See Instance Preferences for annotation syntax and examples.

Overlay Lifecycle

Cost-Aware Overlays (from Lumina data)

stateDiagram-v2
    [*] --> Active : SP below threshold\nor RI count > 0
    Active --> Active : Capacity still available\n(no change)
    Active --> Removed : Utilization exceeds threshold\nor capacity exhausted
    Removed --> Active : Capacity becomes available
    Removed --> [*]
    Active --> Preserved : Lumina data stale
    Preserved --> Active : Fresh data arrives
    Preserved --> Removed : Fresh data shows\nno capacity

Cost-aware overlays follow this lifecycle:

Event	Action	Overlay State
SP utilization below threshold, capacity available	Create overlay	Active – influences Karpenter pricing
SP utilization rises above threshold	Delete overlay	Removed – Karpenter uses default pricing
RI count > 0 for instance type in region	Create overlay	Active
RI count drops to 0	Delete overlay	Removed
Lumina data becomes stale	Skip reconciliation	No change – last known state preserved

Preference Overlays (from NodePool annotations)
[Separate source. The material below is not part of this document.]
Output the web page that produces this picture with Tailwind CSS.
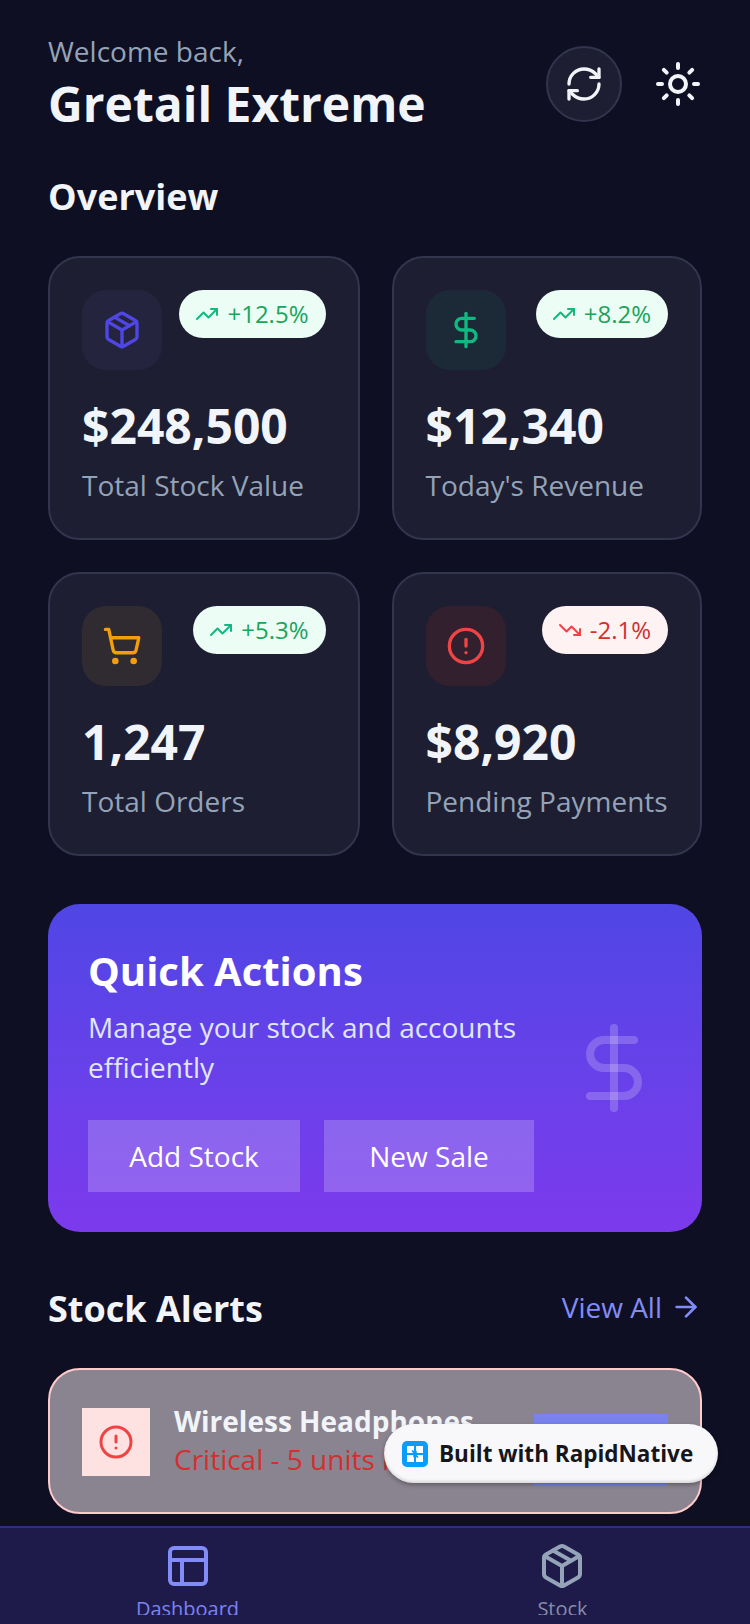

Preference overlays follow the NodePool lifecycle:

Event	Action
Preference annotation added to NodePool	Create overlay
Preference annotation value changed	Update overlay
Preference annotation removed	Delete overlay
NodePool deleted	Overlay garbage collected via owner reference

Weight Hierarchy

When multiple overlays target the same instance types, the overlay with the highest weight wins:

Overlay Type	Default Weight	Scope
Reserved Instance	30	Instance-type specific (e.g., `m5.xlarge` in `us-west-2`)
EC2 Instance Savings Plan	20	Family-specific (e.g., `m5` family in `us-west-2`)
Compute Savings Plan	10	Global (all families, all regions)
Preference	1-9 (from annotation)	User-defined scope

Keep preference overlay weights below 10 to ensure cost-aware overlays (backed by real AWS capacity data) take precedence.

Disabled Mode

Veneer supports a “disabled” mode (overlays.disabled: true) that creates NodeOverlays with an impossible requirement (veneer.io/disabled: true). This allows testing overlay creation logic without affecting Karpenter’s provisioning decisions. The veneer_config_overlays_disabled metric reports this state.